[Begin Information provided]

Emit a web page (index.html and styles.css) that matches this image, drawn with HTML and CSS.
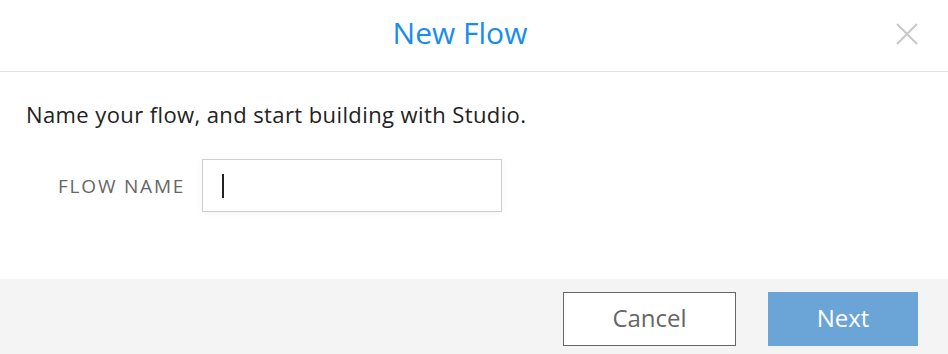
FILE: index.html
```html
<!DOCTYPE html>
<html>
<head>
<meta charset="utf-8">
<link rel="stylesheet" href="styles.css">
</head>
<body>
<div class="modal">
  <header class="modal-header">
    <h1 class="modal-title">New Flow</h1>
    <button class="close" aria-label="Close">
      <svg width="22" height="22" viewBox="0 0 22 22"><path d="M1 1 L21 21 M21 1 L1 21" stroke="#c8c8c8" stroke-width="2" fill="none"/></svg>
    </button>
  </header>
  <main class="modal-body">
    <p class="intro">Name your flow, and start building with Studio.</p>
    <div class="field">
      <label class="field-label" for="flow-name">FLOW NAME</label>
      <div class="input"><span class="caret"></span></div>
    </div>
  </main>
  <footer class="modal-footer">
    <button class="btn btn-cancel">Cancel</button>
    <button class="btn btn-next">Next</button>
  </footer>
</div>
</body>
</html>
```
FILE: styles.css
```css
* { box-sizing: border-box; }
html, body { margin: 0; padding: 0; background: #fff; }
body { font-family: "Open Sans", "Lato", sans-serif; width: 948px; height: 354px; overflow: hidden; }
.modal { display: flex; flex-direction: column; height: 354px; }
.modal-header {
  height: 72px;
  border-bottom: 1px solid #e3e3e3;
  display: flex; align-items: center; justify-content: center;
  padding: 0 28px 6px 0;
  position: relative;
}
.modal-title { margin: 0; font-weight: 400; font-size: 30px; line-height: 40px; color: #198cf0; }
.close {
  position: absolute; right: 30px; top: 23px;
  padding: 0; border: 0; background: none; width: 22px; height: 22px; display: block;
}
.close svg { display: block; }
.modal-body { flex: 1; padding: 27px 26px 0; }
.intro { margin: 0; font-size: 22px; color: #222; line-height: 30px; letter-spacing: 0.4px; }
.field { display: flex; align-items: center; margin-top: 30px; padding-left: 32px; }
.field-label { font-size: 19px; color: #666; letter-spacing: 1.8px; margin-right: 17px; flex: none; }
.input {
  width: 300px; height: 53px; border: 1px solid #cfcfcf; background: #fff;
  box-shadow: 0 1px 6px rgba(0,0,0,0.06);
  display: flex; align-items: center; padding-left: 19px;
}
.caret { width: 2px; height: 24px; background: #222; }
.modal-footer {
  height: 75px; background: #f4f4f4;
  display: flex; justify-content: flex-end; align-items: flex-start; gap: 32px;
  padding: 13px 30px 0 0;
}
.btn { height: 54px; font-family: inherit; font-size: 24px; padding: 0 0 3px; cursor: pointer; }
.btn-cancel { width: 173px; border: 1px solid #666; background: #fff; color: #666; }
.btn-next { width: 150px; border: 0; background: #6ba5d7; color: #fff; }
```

[End Information provided]
[Begin Information provided]

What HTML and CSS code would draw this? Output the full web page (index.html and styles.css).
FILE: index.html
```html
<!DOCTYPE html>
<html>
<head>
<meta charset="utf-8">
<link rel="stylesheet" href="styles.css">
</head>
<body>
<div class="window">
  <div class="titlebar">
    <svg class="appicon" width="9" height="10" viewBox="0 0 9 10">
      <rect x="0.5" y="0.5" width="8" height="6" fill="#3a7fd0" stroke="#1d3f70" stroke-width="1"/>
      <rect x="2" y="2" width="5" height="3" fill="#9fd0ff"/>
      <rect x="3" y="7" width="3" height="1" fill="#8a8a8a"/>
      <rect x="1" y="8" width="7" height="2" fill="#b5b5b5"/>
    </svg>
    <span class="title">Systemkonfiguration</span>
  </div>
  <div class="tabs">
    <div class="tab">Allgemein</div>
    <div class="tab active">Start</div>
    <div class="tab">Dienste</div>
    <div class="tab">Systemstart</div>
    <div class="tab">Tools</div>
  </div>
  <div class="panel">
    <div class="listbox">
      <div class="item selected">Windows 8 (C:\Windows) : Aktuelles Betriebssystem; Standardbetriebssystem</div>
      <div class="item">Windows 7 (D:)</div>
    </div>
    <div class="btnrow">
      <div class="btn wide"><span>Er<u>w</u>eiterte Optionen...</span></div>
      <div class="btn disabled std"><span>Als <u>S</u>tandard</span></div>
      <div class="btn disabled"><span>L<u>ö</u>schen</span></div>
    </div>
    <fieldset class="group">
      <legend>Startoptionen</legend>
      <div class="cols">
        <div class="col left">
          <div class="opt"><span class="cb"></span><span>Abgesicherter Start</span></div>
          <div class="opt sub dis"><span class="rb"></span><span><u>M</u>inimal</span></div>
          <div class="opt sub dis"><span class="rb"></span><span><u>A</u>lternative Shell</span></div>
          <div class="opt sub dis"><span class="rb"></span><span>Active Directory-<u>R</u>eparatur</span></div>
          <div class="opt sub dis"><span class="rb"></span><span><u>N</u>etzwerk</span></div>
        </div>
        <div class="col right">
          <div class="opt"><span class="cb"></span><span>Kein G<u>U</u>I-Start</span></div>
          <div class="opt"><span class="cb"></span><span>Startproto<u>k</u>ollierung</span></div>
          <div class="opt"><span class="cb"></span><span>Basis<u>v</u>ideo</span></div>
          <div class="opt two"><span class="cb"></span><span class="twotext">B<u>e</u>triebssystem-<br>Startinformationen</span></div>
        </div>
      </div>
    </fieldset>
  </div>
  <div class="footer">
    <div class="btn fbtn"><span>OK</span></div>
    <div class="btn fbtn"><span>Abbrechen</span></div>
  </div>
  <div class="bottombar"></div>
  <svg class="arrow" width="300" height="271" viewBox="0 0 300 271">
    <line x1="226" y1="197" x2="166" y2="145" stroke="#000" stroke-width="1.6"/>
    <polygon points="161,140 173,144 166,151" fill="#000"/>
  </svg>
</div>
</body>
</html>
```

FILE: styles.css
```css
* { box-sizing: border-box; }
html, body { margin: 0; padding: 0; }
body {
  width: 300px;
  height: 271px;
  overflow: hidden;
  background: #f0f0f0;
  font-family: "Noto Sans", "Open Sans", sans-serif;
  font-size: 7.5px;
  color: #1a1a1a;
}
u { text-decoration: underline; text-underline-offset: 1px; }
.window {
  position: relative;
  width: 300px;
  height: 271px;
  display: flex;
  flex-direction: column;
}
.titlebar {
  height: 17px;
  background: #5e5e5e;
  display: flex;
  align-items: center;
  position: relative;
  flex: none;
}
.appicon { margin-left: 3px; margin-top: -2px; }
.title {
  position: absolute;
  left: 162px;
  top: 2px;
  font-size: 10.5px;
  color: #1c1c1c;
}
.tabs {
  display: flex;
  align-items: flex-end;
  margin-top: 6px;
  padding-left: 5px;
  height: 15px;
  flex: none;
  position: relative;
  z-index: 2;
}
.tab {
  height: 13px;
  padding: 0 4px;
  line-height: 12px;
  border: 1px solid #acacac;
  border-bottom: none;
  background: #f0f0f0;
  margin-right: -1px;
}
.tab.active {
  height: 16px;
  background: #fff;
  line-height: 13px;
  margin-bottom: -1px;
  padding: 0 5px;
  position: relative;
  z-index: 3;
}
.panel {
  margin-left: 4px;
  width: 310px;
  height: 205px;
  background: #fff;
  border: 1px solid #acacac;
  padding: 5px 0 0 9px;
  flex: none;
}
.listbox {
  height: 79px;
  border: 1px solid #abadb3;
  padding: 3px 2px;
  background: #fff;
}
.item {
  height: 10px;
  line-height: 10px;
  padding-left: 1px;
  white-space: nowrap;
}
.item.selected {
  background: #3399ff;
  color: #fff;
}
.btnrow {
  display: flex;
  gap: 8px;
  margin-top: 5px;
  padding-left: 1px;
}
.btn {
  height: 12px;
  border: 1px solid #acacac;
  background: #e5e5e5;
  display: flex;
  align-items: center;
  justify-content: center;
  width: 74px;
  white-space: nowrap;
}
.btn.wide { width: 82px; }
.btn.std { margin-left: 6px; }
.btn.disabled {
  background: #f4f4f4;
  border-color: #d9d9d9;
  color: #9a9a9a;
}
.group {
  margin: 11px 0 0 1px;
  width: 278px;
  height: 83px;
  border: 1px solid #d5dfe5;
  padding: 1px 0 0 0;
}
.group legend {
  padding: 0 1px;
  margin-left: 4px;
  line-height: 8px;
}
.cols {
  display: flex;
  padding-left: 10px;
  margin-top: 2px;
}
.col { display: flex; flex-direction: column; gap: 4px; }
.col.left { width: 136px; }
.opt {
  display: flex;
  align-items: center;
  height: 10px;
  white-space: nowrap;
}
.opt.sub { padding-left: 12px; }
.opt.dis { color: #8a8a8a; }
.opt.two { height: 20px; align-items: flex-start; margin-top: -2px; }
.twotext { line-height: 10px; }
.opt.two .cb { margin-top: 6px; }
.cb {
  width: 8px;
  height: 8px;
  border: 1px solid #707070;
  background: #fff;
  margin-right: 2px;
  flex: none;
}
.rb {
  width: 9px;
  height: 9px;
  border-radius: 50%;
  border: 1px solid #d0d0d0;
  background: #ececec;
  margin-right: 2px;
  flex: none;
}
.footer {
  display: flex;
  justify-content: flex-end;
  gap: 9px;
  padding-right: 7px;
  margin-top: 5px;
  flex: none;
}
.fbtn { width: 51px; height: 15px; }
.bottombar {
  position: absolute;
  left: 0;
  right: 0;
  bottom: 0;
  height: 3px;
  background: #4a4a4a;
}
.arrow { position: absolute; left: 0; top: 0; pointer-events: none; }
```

[End Information provided]

# What needs to be done:
Give nothing but the count of lines in the listing above that hold the string "with".

# Answer in full:
2